Analysing grassland ecological stoichiometry is crucial for evaluating ecosystem quality and health via energy flow and elemental equilibrium. Grazing is a dominant human activity shaping alpine grasslands on the Qinghai-Tibet Plateau (QTP), yet few studies have used rhizosphere stoichiometry to assess plant–soil–microbe interaction dynamics under different grazing regimes. We compared rhizosphere stoichiometric changes of the degradation indicator Medicago ruthenica and dominant Kobresia humilis under yak grazing (YG), sheep grazing (SG), and mixed grazing (MG) with yak-to-sheep ratios of MG(1:2), MG(1:4), and MG(1:6). MG(1:2) increased total N and reduced total P in M. ruthenica, significantly elevating its N:P ratio; MG(1:4) increased total N and P in K. humilis, lowering its C:N and C:P ratios. Rhizosphere soil of K. humilis showed significantly increased total C and P under MG. For K. humilis, microbial biomass carbon (MBC) and nitrogen (MBN) initially decreased, then increased under MG, while microbial biomass phosphorus (MBP) significantly increased across all grazing patterns, with stable plant and microbial biomass N:P ratios. Regulatory pathways differed by species: M. ruthenica affected MBC, MBN, and MBP via plant C and N under single grazing, and MBP via soil properties under MG; K. humilis influenced these microbial indices via soil properties and plant C:N:P under single grazing, and soil properties under MG. Our findings reveal trait-dependent stoichiometric responses of key plant species to grazing, advance understanding of rhizosphere plant–soil–microbe interactions in alpine grasslands, and provide a scientific basis for sustainable grazing management on the QTP.

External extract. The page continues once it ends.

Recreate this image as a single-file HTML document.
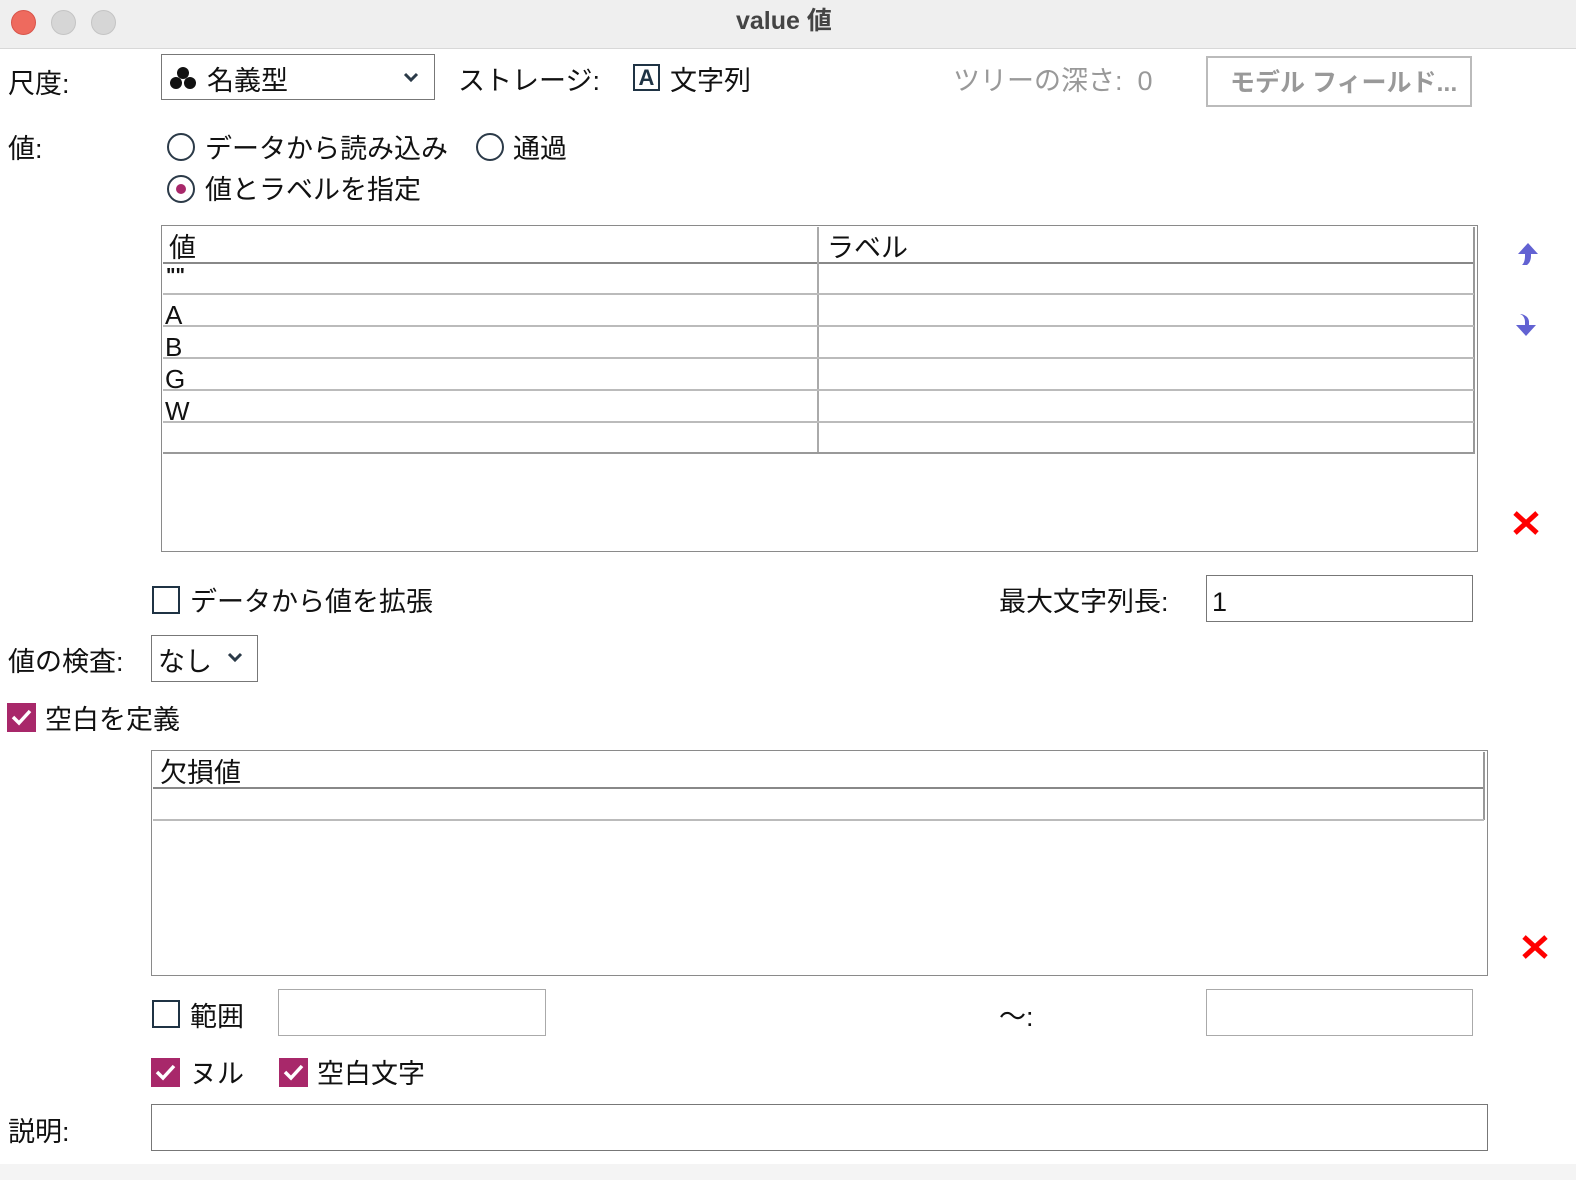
<!DOCTYPE html>
<html><head><meta charset="utf-8"><style>
*{margin:0;padding:0;box-sizing:border-box}
body{width:1576px;height:1180px;background:#fff;position:relative;overflow:hidden;font-family:"Liberation Sans","Noto Sans CJK JP",sans-serif;font-size:27px;color:#111}
.a{position:absolute;white-space:nowrap;line-height:1}
.t{margin-top:3px}
.tb{position:absolute;left:0;top:0;width:1576px;height:49px;background:#efefef;border-bottom:1px solid #d8d8d8}
.dot{position:absolute;top:10px;width:25px;height:25px;border-radius:50%;background:#d6d6d6;border:1px solid #c4c4c4}
.box{position:absolute;border:1px solid #8a8a8a;background:#fff}
.radio{position:absolute;width:28px;height:28px;border-radius:50%;border:2px solid #2b3a48;background:#fff}
.cb{position:absolute;width:28px;height:28px;border:2px solid #1f3344;background:#fff}
.cbc{position:absolute;width:29px;height:29px;background:#a8286a}
.hl{position:absolute;background:#bbb;height:2px}
.vl{position:absolute;background:#bbb;width:2px}
</style></head><body>
<div class="tb">
<div class="dot" style="left:11px;background:#ee6a5e;border-color:#d8544a"></div>
<div class="dot" style="left:51px"></div>
<div class="dot" style="left:91px"></div>
<div class="a" style="left:736px;top:9px;font-size:25px;font-weight:bold;color:#444">value 値</div>
</div>

<div class="a t" style="left:8px;top:68px">尺度:</div>
<div class="box" style="left:161px;top:54px;width:274px;height:46px;border-color:#777"></div>
<svg class="a" style="left:170px;top:66px" width="26" height="24" viewBox="0 0 26 24"><circle cx="13" cy="7" r="6" fill="#111"/><circle cx="6" cy="17" r="6" fill="#111"/><circle cx="20" cy="17" r="6" fill="#111"/></svg>
<div class="a t" style="left:207px;top:65px">名義型</div>
<svg class="a" style="left:403px;top:71px" width="16" height="12" viewBox="0 0 16 12"><path d="M2 3l6 6 6-6" stroke="#2b3a48" stroke-width="3" fill="none"/></svg>
<div class="a t" style="left:458px;top:65px">ストレージ:</div>
<div class="a" style="left:633px;top:64px;width:27px;height:27px;border:2px solid #1f3344;font-size:22px;text-align:center;line-height:23px;font-weight:bold;color:#1f3344">A</div>
<div class="a t" style="left:670px;top:65px">文字列</div>
<div class="a t" style="left:953px;top:65px;color:#999">ツリーの深さ:&nbsp; 0</div>
<div class="box" style="left:1206px;top:56px;width:266px;height:51px;border:2px solid #bbb"></div>
<div class="a t" style="left:1230px;top:68px;color:#999;font-size:25px;font-weight:bold">モデル フィールド...</div>

<div class="a t" style="left:8px;top:133px">値:</div>
<div class="radio" style="left:167px;top:133px"></div>
<div class="a t" style="left:205px;top:133px">データから読み込み</div>
<div class="radio" style="left:476px;top:133px"></div>
<div class="a t" style="left:513px;top:133px">通過</div>
<div class="radio" style="left:167px;top:175px"><div style="position:absolute;left:7px;top:7px;width:10px;height:10px;border-radius:50%;background:#a8286a"></div></div>
<div class="a t" style="left:205px;top:174px">値とラベルを指定</div>

<div class="box" style="left:161px;top:225px;width:1317px;height:327px"></div>
<div class="hl" style="left:163px;top:262px;width:1311px;background:#888"></div>
<div class="vl" style="left:817px;top:227px;height:227px;background:#aaa"></div>
<div class="vl" style="left:1473px;top:227px;height:227px;background:#999"></div>
<div class="hl" style="left:163px;top:293px;width:1311px"></div>
<div class="hl" style="left:163px;top:325px;width:1311px"></div>
<div class="hl" style="left:163px;top:357px;width:1311px"></div>
<div class="hl" style="left:163px;top:389px;width:1311px"></div>
<div class="hl" style="left:163px;top:421px;width:1311px"></div>
<div class="hl" style="left:163px;top:452px;width:1311px;background:#999"></div>
<div class="a t" style="left:169px;top:232px">値</div>
<div class="a t" style="left:827px;top:232px">ラベル</div>
<div class="a" style="left:166px;top:266px;font-size:20px;font-weight:bold">""</div>
<div class="a t" style="left:165px;top:299px;font-size:26px">A</div>
<div class="a t" style="left:165px;top:331px;font-size:26px">B</div>
<div class="a t" style="left:165px;top:363px;font-size:26px">G</div>
<div class="a t" style="left:165px;top:395px;font-size:26px">W</div>

<svg class="a" style="left:1515px;top:242px" width="26" height="26" viewBox="0 0 26 26"><path d="M13 1L3 12h7v2c0 4-1 7-3 9h5c3-2 4-6 4-9v-2h7z" fill="#6262d2"/></svg>
<svg class="a" style="left:1513px;top:312px" width="26" height="26" viewBox="0 0 26 26"><path d="M7 2c3 1 5 4 5 8v3H3l10 11 10-11h-7v-3c0-4-3-7-8-8z" fill="#6262d2"/></svg>
<svg class="a" style="left:1512px;top:510px" width="28" height="26" viewBox="0 0 28 26"><path d="M3 3L25 23M25 3L3 23" stroke="#f00" stroke-width="5"/></svg>

<div class="cb" style="left:152px;top:586px"></div>
<div class="a t" style="left:190px;top:586px">データから値を拡張</div>
<div class="a t" style="left:999px;top:586px">最大文字列長:</div>
<div class="box" style="left:1206px;top:575px;width:267px;height:47px;border-color:#777"></div>
<div class="a t" style="left:1212px;top:586px">1</div>

<div class="a t" style="left:8px;top:646px">値の検査:</div>
<div class="box" style="left:151px;top:635px;width:107px;height:47px;border-color:#777"></div>
<div class="a t" style="left:158px;top:646px">なし</div>
<svg class="a" style="left:227px;top:651px" width="16" height="12" viewBox="0 0 16 12"><path d="M2 3l6 6 6-6" stroke="#2b3a48" stroke-width="3" fill="none"/></svg>

<div class="cbc" style="left:7px;top:703px"></div>
<svg class="a" style="left:7px;top:703px" width="29" height="29" viewBox="0 0 29 29"><path d="M6 14l6 6 11-12" stroke="#fff" stroke-width="3.5" fill="none"/></svg>
<div class="a t" style="left:45px;top:704px">空白を定義</div>

<div class="box" style="left:151px;top:750px;width:1337px;height:226px"></div>
<div class="hl" style="left:153px;top:787px;width:1331px;background:#888"></div>
<div class="vl" style="left:1483px;top:752px;height:68px;background:#999"></div>
<div class="hl" style="left:153px;top:819px;width:1331px"></div>
<div class="a t" style="left:160px;top:757px">欠損値</div>
<svg class="a" style="left:1521px;top:934px" width="28" height="26" viewBox="0 0 28 26"><path d="M3 3L25 23M25 3L3 23" stroke="#f00" stroke-width="5"/></svg>

<div class="cb" style="left:152px;top:1000px"></div>
<div class="a t" style="left:190px;top:1001px">範囲</div>
<div class="box" style="left:278px;top:989px;width:268px;height:47px;border-color:#aaa"></div>
<div class="a t" style="left:999px;top:1001px">〜:</div>
<div class="box" style="left:1206px;top:989px;width:267px;height:47px;border-color:#aaa"></div>

<div class="cbc" style="left:151px;top:1058px"></div>
<svg class="a" style="left:151px;top:1058px" width="29" height="29" viewBox="0 0 29 29"><path d="M6 14l6 6 11-12" stroke="#fff" stroke-width="3.5" fill="none"/></svg>
<div class="a t" style="left:190px;top:1058px">ヌル</div>
<div class="cbc" style="left:279px;top:1058px"></div>
<svg class="a" style="left:279px;top:1058px" width="29" height="29" viewBox="0 0 29 29"><path d="M6 14l6 6 11-12" stroke="#fff" stroke-width="3.5" fill="none"/></svg>
<div class="a t" style="left:317px;top:1058px">空白文字</div>

<div class="a t" style="left:8px;top:1116px">説明:</div>
<div class="box" style="left:151px;top:1104px;width:1337px;height:47px;border-color:#777"></div>
<div style="position:absolute;left:0;top:1164px;width:1576px;height:16px;background:#f4f4f4"></div>
</body></html>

草地生态化学计量学（grassland ecological stoichiometry）分析对于通过能量流动与元素平衡评估生态系统质量与健康至关重要。放牧是塑造青藏高原（Qinghai-Tibet Plateau, QTP）高寒草地的主要人类活动，但目前鲜有研究借助根际化学计量学（rhizosphere stoichiometry）探究不同放牧制度下的植物-土壤-微生物互作动态。本研究对比了退化指示种扁蓿豆（Medicago ruthenica）与优势种矮嵩草（Kobresia humilis）的根际化学计量特征变化，实验设置了牦牛放牧（YG）、绵羊放牧（SG）以及牦牛-绵羊比例分别为1:2、1:4、1:6的混合放牧（MG）三种处理。当采用MG(1:2)放牧模式时，扁蓿豆的总氮含量升高、总磷含量降低，其氮磷比显著提升；MG(1:4)处理则使矮嵩草的总氮与总磷含量均有所增加，同时降低了其碳氮比与碳磷比。混合放牧处理下，矮嵩草根际土壤的总碳与总磷含量显著升高。对于矮嵩草而言，混合放牧处理下其根际微生物量碳（MBC）与微生物量氮（MBN）呈现先降低后升高的变化趋势；而所有放牧模式下微生物量磷（MBP）均显著升高，且植物与微生物生物量的氮磷比保持稳定。调控路径因物种而异：单放牧模式下，扁蓿豆通过自身碳氮含量影响微生物量碳、氮、磷，而混合放牧时则通过土壤属性调控微生物量磷；矮嵩草则在单放牧模式下通过土壤属性与自身碳氮磷化学计量特征影响上述微生物指标，混合放牧时仅通过土壤属性发挥调控作用。本研究结果揭示了关键植物物种的化学计量特征对放牧的性状依赖性响应，增进了对高寒草地根际植物-土壤-微生物互作机制的理解，并为青藏高原的可持续放牧管理提供了科学依据。